Daily Archives: February 3, 2012

The Russian Threat

DNI James Clapper

Ahhh, the annual testimony . . . and a story based mainly on English sources for a change.  Thanks to VPK.name for picking up the Vzglyad piece which printed a few lines on what Director of National Intelligence James Clapper’s unclassified Worldwide Threat Assessment testimony to the SSCI had to say about the state of the Russian military.  Otherwise, this would have been overlooked.

A few preliminaries . . . Clapper is a tall septuagenarian reared professionally in the Cold War who manages to keep on climbing the career ladder.  His bulbous dome once prompted underlings to dub him “the Martian” (although it’s known he’s actually from Remulak).  But analysts liked him (at least long ago) because he really seemed to listen to them.

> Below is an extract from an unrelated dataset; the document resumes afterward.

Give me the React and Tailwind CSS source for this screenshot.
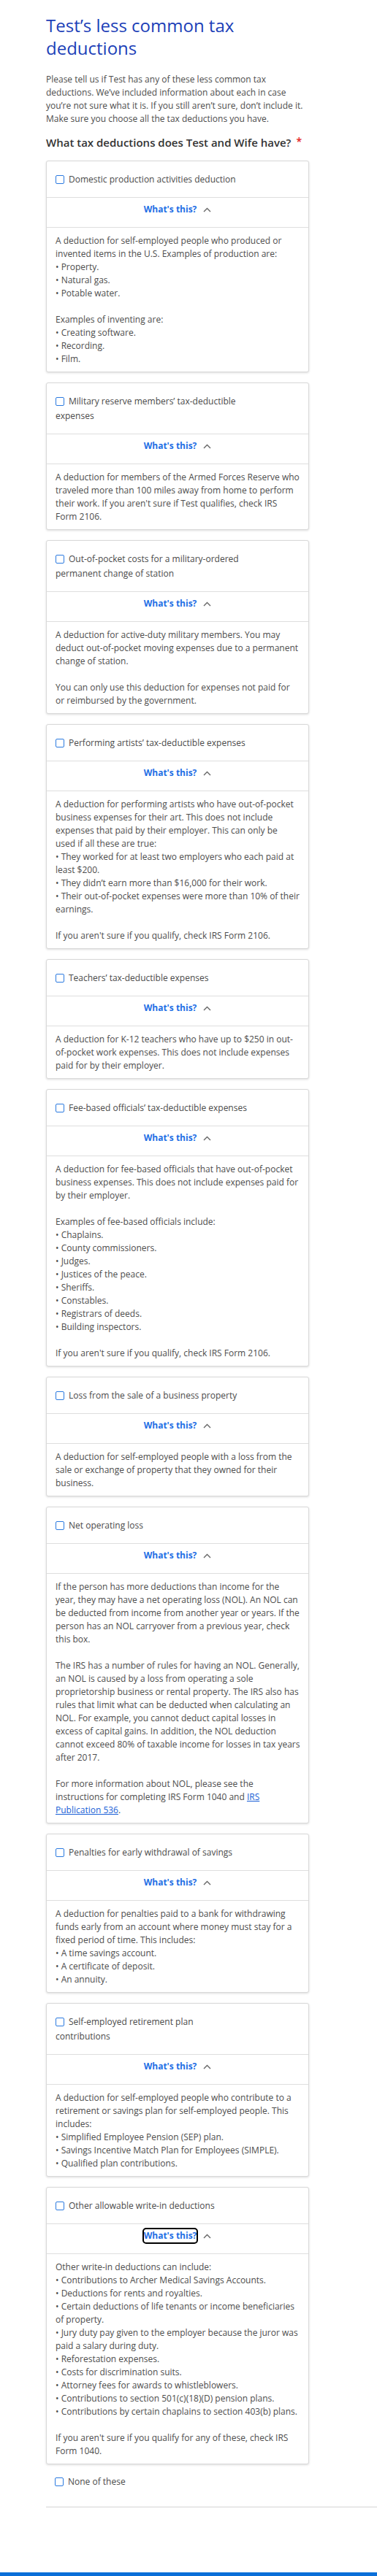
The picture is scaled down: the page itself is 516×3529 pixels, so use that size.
import React from 'react';

const deductions = [
  {
    label: 'Domestic production activities deduction',
    body: 'A deduction for self-employed people who produced or invented items in the U.S. Examples of production are:\n• Property.\n• Natural gas.\n• Potable water.\n\nExamples of inventing are:\n• Creating software.\n• Recording.\n• Film.',
  },
  {
    label: 'Military reserve members’ tax-deductible expenses',
    body: "A deduction for members of the Armed Forces Reserve who traveled more than 100 miles away from home to perform their work. If you aren't sure if Test qualifies, check IRS Form 2106.",
  },
  {
    label: 'Out-of-pocket costs for a military-ordered permanent change of station',
    body: 'A deduction for active-duty military members. You may deduct out-of-pocket moving expenses due to a permanent change of station.\n\nYou can only use this deduction for expenses not paid for or reimbursed by the government.',
  },
  {
    label: 'Performing artists’ tax-deductible expenses',
    body: "A deduction for performing artists who have out-of-pocket business expenses for their art. This does not include expenses that paid by their employer. This can only be used if all these are true:\n• They worked for at least two employers who each paid at least $200.\n• They didn’t earn more than $16,000 for their work.\n• Their out-of-pocket expenses were more than 10% of their earnings.\n\nIf you aren't sure if you qualify, check IRS Form 2106.",
  },
  {
    label: 'Teachers’ tax-deductible expenses',
    body: 'A deduction for K-12 teachers who have up to $250 in out-of-pocket work expenses. This does not include expenses paid for by their employer.',
  },
  {
    label: 'Fee-based officials’ tax-deductible expenses',
    body: "A deduction for fee-based officials that have out-of-pocket business expenses. This does not include expenses paid for by their employer.\n\nExamples of fee-based officials include:\n• Chaplains.\n• County commissioners.\n• Judges.\n• Justices of the peace.\n• Sheriffs.\n• Constables.\n• Registrars of deeds.\n• Building inspectors.\n\nIf you aren't sure if you qualify, check IRS Form 2106.",
  },
  {
    label: 'Loss from the sale of a business property',
    body: 'A deduction for self-employed people with a loss from the sale or exchange of property that they owned for their business.',
  },
  {
    label: 'Net operating loss',
    body: (
      <>
        {'If the person has more deductions than income for the year, they may have a net operating loss (NOL). An NOL can be deducted from income from another year or years. If the person has an NOL carryover from a previous year, check this box.\n\nThe IRS has a number of rules for having an NOL. Generally, an NOL is caused by a loss from operating a sole proprietorship business or rental property. The IRS also has rules that limit what can be deducted when calculating an NOL. For example, you cannot deduct capital losses in excess of capital gains. In addition, the NOL deduction '}
        <span className="whitespace-nowrap">cannot exceed 80% of taxable income for losses in tax years</span>
        {' after 2017.\n\nFor more information about NOL, please see the instructions for completing IRS Form 1040 and '}
        <span className="text-[#1a5fd6] underline">IRS Publication 536</span>.
      </>
    ),
  },
  {
    label: 'Penalties for early withdrawal of savings',
    body: 'A deduction for penalties paid to a bank for withdrawing funds early from an account where money must stay for a fixed period of time. This includes:\n• A time savings account.\n• A certificate of deposit.\n• An annuity.',
  },
  {
    label: 'Self-employed retirement plan contributions',
    body: 'A deduction for self-employed people who contribute to a retirement or savings plan for self-employed people. This includes:\n• Simplified Employee Pension (SEP) plan.\n• Savings Incentive Match Plan for Employees (SIMPLE).\n• Qualified plan contributions.',
  },
  {
    label: 'Other allowable write-in deductions',
    body: "Other write-in deductions can include:\n• Contributions to Archer Medical Savings Accounts.\n• Deductions for rents and royalties.\n• Certain deductions of life tenants or income beneficiaries of property.\n• Jury duty pay given to the employer because the juror was paid a salary during duty.\n• Reforestation expenses.\n• Costs for discrimination suits.\n• Attorney fees for awards to whistleblowers.\n• Contributions to section 501(c)(18)(D) pension plans.\n• Contributions by certain chaplains to section 403(b) plans.\n\nIf you aren't sure if you qualify for any of these, check IRS Form 1040.",
    focused: true,
  },
];

function Checkbox() {
  return (
    <span className="inline-block w-[12px] h-[12px] mr-[6px] align-[-2px] border-[1.5px] border-[#2b7ae0] rounded-[2px] bg-white" />
  );
}

function Chevron() {
  return (
    <svg width="11" height="7" viewBox="0 0 11 7" className="ml-[9px]" aria-hidden="true">
      <polyline points="1,6 5.5,1.5 10,6" fill="none" stroke="#666" strokeWidth="1.4" />
    </svg>
  );
}

function DeductionCard({ item }) {
  return (
    <div className="w-[360px] border border-[#d9d9d9] rounded-[3px] bg-white shadow-[0_1px_3px_rgba(0,0,0,0.14)]">
      <div className="px-[12px] pt-[15px] pb-[14px]">
        <div className="max-w-[264px] text-[12px] leading-[20px] text-[#4a4a4a]">
          <Checkbox />
          {item.label}
        </div>
      </div>
      <div className="border-t border-[#dedede] flex justify-center items-center pt-[7px] pb-[15px]">
        <span
          className={
            item.focused
              ? 'text-[12px] leading-[18px] font-bold text-[#1f6fe5] outline-2 outline-black rounded-[3px]'
              : 'text-[12px] leading-[18px] font-bold text-[#1f6fe5]'
          }
        >
          What's this?
        </span>
        <Chevron />
      </div>
      <div className="border-t border-[#dedede] px-[12px] pt-[9px] pb-[8px] text-[12px] leading-[18px] text-[#4d4d4d] whitespace-pre-line">
        {item.body}
      </div>
    </div>
  );
}

export default function App() {
  return (
    <div className="min-h-[3529px] bg-white font-['Open_Sans',sans-serif] flex flex-col">
      <div className="pl-[63px] pt-[19px]">
        <h1 className="w-[360px] text-[24px] leading-[31px] font-normal text-[#1c3fb8]">
          Test’s less common tax deductions
        </h1>
        <p className="w-[360px] mt-[19px] text-[12px] leading-[18px] text-[#4d4d4d]">
          Please tell us if Test has any of these less common tax deductions. We’ve included information about each in case you’re not sure what it is. If you still aren’t sure, don’t include it. Make sure you choose all the tax deductions you have.
        </p>
        <h2 className="mt-[12px] text-[15px] leading-[20px] font-semibold text-[#333]">
          What tax deductions does Test and Wife have?
          <span className="ml-[7px] text-[#e41b1b] text-[14px] align-[2px]">*</span>
        </h2>
        <div className="mt-[15px] flex flex-col gap-[14px]">
          {deductions.map((item) => (
            <DeductionCard key={item.label} item={item} />
          ))}
        </div>
        <div className="mt-[14px] pl-[12px] text-[12px] leading-[20px] text-[#4a4a4a]">
          <Checkbox />
          None of these
        </div>
        <div className="mt-[24px] border-t border-[#d4d4d4]" />
      </div>
      <div className="flex-1" />
      <div className="h-[5px] bg-[#0b6fd9]" />
    </div>
  );
}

Now on to his testimony, or statement for the record.  Clapper didn’t write it, nor did his staff.  It’s carefully crafted compromise language melding the views of CIA analysts mostly, and DIA analysts and others a little.  One guesses the text hasn’t changed too much from previous years.  A comparison of changes (especially adverbs) from year to year might be more revealing than what the document says.

Thanks to the Washington Post for printing the DNI’s sanitized testimony.  Unlike the impression you’d get from the Russian media, Clapper’s statement isn’t all about the Russian threat.  It definitely isn’t 25 years ago when the USSR was front and center throughout.  Russia appears first on page 7 as a state-based cyber threat and page 8 as an economic espionage threat.  Then it retires to page 20 where a mainline discussion of the country finally begins.

Domestic politics gets one-third of a page; foreign policy (you can read it yourself) gets two-thirds.  The document boldly predicts “more continuity than change” under once-and-future president Vladimir Putin “at least during the next year.” 

But that’s just the problem, isn’t it?  Putin can’t change his fragile system of rule without toppling the entire shaky edifice.

The reader’s also told (shockingly) that Putin’s unlikely to be an “agent of liberalization,” will continue protecting his wealthy cronies, and will try to placate the masses (though Russia’s moderate economic growth rates won’t support this). 

This straightline type of assessment is easy and safe to stick with, especially for one year.  Continuity is always the baseline scenario with a sufficiently short timeframe.  

Good thing the document didn’t have to judge whether Putin will complete his third term in office, the conditions under which he could be forced out, or who might take his place. 

One might have even settled for the simple conclusion (that many Russians are making):  Putin’s regime has exhausted its potential after 12+ years.  It’s unlikely to last another six, let alone another 12, even if it’s impossible to foresee exactly what Putin’s undoing will be.

Maybe the real answers are in the classified testimony.  No, not likely.

The next page has 3 paragraphs, two-thirds of the page, at last, on the Russian military.  The first is lost to a largely factual effort to explain the military’s reforms since late 2008.  The second sensibly concludes that:

“. . . funding, bureaucratic, and cultural hurdles—coupled with the challenge of reinvigorating a military industrial base that deteriorated for more than a decade after the Soviet collapse—will complicate Russian [rearmament and force modernization] efforts.”

One could say deteriorated for nearly two decades, and there are many Russian observers who believe it can’t be revived.  Surprising nothing’s said about buying weapons and arms technologies abroad.  Again, perhaps in the secret version. 

But at least this testimony doesn’t assume the military and OPK will automatically and absolutely get every ruble and every system talked about in the context of GPV 2011-2020.

The third paragraph tries to say what all this means.  Russia will have the military might to dominate the post-Soviet space (already largely true for the past 20 years) but not to threaten NATO collectively. 

Which raises an interesting point.  Is this document insinuating  Moscow might try to threaten one NATO member individually to test the alliance’s reaction and cohesion?

But, in the end, the text says until improvements in conventional capabilities really reach Russian troops, the Kremlin will continue looking to its nuclear forces to offset its weaknesses vis-a-vis potential opponents with stronger militaries.